Ans=Convert(@FM, ",", out2 )
Call DSLogInfo("Command Output is (sort of) " : Ans, "GetFilesList") 

Posted: Wed Jan 31, 2007 4:41 pm
by arun_im4u
Thanks Ray. It worked fine. I modified it a little bit to serve my purpose. Didn't know what "Element" in the code means.

Code: Select all


      InputArg = "cd "  : pFilePath :"; ls -1 " : trim(pFilePattern)
      Call DSExecute("UNIX", InputArg, Output, SystemReturnCode)
      If SystemReturnCode<>0 Then
         Call DSLogFatal('GetFilesList routine failed to excute command ' : InputArg : ' with return code ' : SystemReturnCode : ' and with msg ' : Output, 'GetFilesList')
      End
      Else
      Print Output
      End

      Out1=Convert(@FM, ",", Output )
      Ans =Left(Out1,len(Out1)-1)
      Call DSLogInfo("Command Output is " : Ans, "GetFilesList")
I also wrote one that worked, but your suggestion is better.

Code: Select all

InputArg = 'cd ' : pFilePath : ' ; ls -m ' : trim(pFilePattern)
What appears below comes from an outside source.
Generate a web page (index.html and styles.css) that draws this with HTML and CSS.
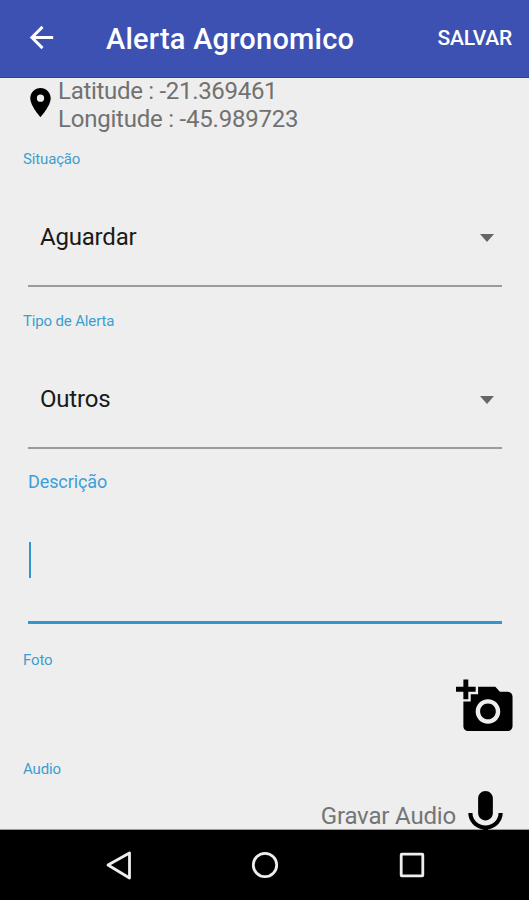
FILE: index.html
```html
<!DOCTYPE html>
<html lang="pt-BR">
<head>
    <meta charset="UTF-8">
    <meta name="viewport" content="width=device-width, initial-scale=1.0">
    <title>Alerta Agronomico</title>
    <link rel="stylesheet" href="styles.css">
</head>
<body>

    <!-- App bar -->
    <header class="app-bar">
        <svg class="back" viewBox="0 0 24 24"><path d="M20 11H7.83l5.59-5.59L12 4l-8 8 8 8 1.41-1.41L7.83 13H20v-2z"/></svg>
        <h1 class="title">Alerta Agronomico</h1>
        <span class="save">SALVAR</span>
    </header>

    <main class="content">
        <div class="location">
            <svg class="pin" viewBox="0 0 24 24"><path d="M12 2C8.13 2 5 5.13 5 9c0 5.25 7 13 7 13s7-7.75 7-13c0-3.87-3.13-7-7-7zm0 9.5a2.5 2.5 0 0 1 0-5 2.5 2.5 0 0 1 0 5z"/></svg>
            <div class="coords">
                <div class="lat">Latitude : -21.369461</div>
                <div class="lng">Longitude : -45.989723</div>
            </div>
        </div>

        <div class="label">Situação</div>
        <div class="spinner">
            <span class="value">Aguardar</span>
            <span class="arrow"></span>
        </div>

        <div class="label">Tipo de Alerta</div>
        <div class="spinner">
            <span class="value">Outros</span>
            <span class="arrow"></span>
        </div>

        <div class="description">
            <div class="description-label">Descrição</div>
            <div class="cursor"></div>
        </div>

        <div class="label">Foto</div>
        <div class="photo-row">
            <svg class="action-icon" viewBox="0 0 24 24"><path d="M3 4V1h2v3h3v2H5v3H3V6H0V4h3zm3 6V7h3V4h7l1.83 2H21c1.1 0 2 .9 2 2v12c0 1.1-.9 2-2 2H5c-1.1 0-2-.9-2-2V10h3zm7 9c2.76 0 5-2.24 5-5s-2.24-5-5-5-5 2.24-5 5 2.24 5 5 5zm-3.2-5c0 1.77 1.43 3.2 3.2 3.2s3.2-1.43 3.2-3.2-1.43-3.2-3.2-3.2-3.2 1.43-3.2 3.2z"/></svg>
        </div>

        <div class="label">Audio</div>
        <div class="audio-row">
            <span class="record">Gravar Audio</span>
            <svg class="action-icon" viewBox="0 0 24 24"><path d="M12 14c1.66 0 2.99-1.34 2.99-3L15 5c0-1.66-1.34-3-3-3S9 3.34 9 5v6c0 1.66 1.34 3 3 3zm5.3-3c0 3-2.54 5.1-5.3 5.1S6.7 14 6.7 11H5c0 3.41 2.72 6.23 6 6.72V21h2v-3.28c3.28-.48 6-3.3 6-6.72h-1.7z"/></svg>
        </div>
    </main>

    <!-- Android navigation bar -->
    <nav class="nav-bar">
        <svg class="nav-icon" viewBox="0 0 32 32"><path d="M6 16L27.5 4v25z"/></svg>
        <svg class="nav-icon" viewBox="0 0 32 32"><circle cx="16" cy="16" r="11.7"/></svg>
        <svg class="nav-icon" viewBox="0 0 32 32"><rect x="5.2" y="5.2" width="21.6" height="21.6" rx="0.5"/></svg>
    </nav>

</body>
</html>
```
FILE: styles.css
```css
* {
    box-sizing: border-box;
}

body {
    margin: 0;
    height: 900px;
    display: flex;
    flex-direction: column;
    background: #eeeeee;
    font-family: Roboto, sans-serif;
    overflow: hidden;
}

svg {
    display: block;
    flex: none;
}

/* --- App bar --- */
.app-bar {
    flex: none;
    display: flex;
    align-items: center;
    height: 78px;
    padding: 0 17px 2px 24px;
    background: #3d51b3;
    border-bottom: 1px solid #2c3fa6;
    color: #fff;
}
.back {
    width: 35px;
    height: 35px;
    fill: #fff;
}
.title {
    flex: 1;
    margin: 3px 0 0 47px;
    font-size: 29px;
    font-weight: 500;
    line-height: 34px;
    letter-spacing: 0.22px;
    white-space: nowrap;
}
.save {
    margin-top: 1px;
    font-size: 21px;
    font-weight: 500;
    letter-spacing: -0.25px;
}

/* --- Form --- */
.content {
    flex: none;
    height: 752px;
    border-bottom: 1px solid #999;
}
.location {
    display: flex;
    height: 70px;
    padding: 0 0 0 23px;
}
.pin {
    width: 35px;
    height: 35px;
    margin-top: 7px;
}
.coords {
    margin-top: -1px;
    color: #717171;
    font-size: 24px;
    line-height: 28px;
    white-space: nowrap;
}
.lat {
    letter-spacing: -0.3px;
}
.lng {
    letter-spacing: -0.22px;
}
.label {
    padding-left: 23px;
    color: #3a9fd0;
    font-size: 15px;
    line-height: 22px;
    letter-spacing: -0.15px;
}
.spinner {
    display: flex;
    align-items: center;
    justify-content: space-between;
    height: 117px;
    margin: 0 27px 23px 28px;
    padding: 18px 8px 0 12px;
    border-bottom: 2px solid #9b9b9b;
}
.value {
    color: #1a1a1a;
    font-size: 24px;
    letter-spacing: -0.2px;
}
.arrow {
    margin-top: 2px;
    border-top: 8px solid #666;
    border-left: 7px solid transparent;
    border-right: 7px solid transparent;
}
.description {
    height: 153px;
    margin: -1px 27px 25px 28px;
    border-bottom: 3px solid #3196cf;
}
.description-label {
    color: #3a9fd8;
    font-size: 18px;
    line-height: 22px;
    letter-spacing: -0.1px;
}
.cursor {
    width: 2px;
    height: 36px;
    margin: 49px 0 0 1px;
    background: #3196cf;
}
.photo-row {
    display: flex;
    justify-content: flex-end;
    height: 87px;
    padding: 6px 14px 0 0;
}
.action-icon {
    width: 59px;
    height: 59px;
}
.audio-row {
    display: flex;
    justify-content: flex-end;
    padding: 6px 14px 0 0;
}
.record {
    margin-top: 16px;
    color: #757575;
    font-size: 24px;
    line-height: 28px;
    letter-spacing: -0.17px;
}

/* --- Navigation bar --- */
.nav-bar {
    flex: none;
    display: flex;
    justify-content: center;
    align-items: center;
    gap: 115px;
    height: 70px;
    background: #000;
}
.nav-icon {
    width: 32px;
    height: 32px;
    fill: none;
    stroke: #eee;
    stroke-width: 2.8;
    stroke-linejoin: round;
}
```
Call DSExecute("UNIX", InputArg, Output, SystemReturnCode)

If SystemReturnCode<>0 Then
	Call DSLogFatal('GetFilesList routine failed to excute command ' : InputArg : ' with return code ' : SystemReturnCode : ' and with msg ' : Output, 'GetFilesList')
End
Else

	*out1 = convert(char(10), ",", Output)
	*out2 = Left(out1,len(out1)-1)

	
Out1 = OConv(Output, "MCP")
Out2 = EReplace(Out1, ".csv,.", ".csv,")
Out3 = Left(Out2,len(Out2)-1)
Out4 = Convert(" ","",Out3)

Ans=Out4

End
Call DSLogInfo("Command Output is " : Output,"GetFilesList")
Thanks.

Posted: Wed Jan 31, 2007 4:47 pm
by ray.wurlod
"Element" is an element in a dynamic array. The output is returned to DataStage as a dynamic array (a field-mark-delimited string). The loop served to remove any empty lines (at the beginning and end, typically, from an ls output). Your solution removes only the one at the end.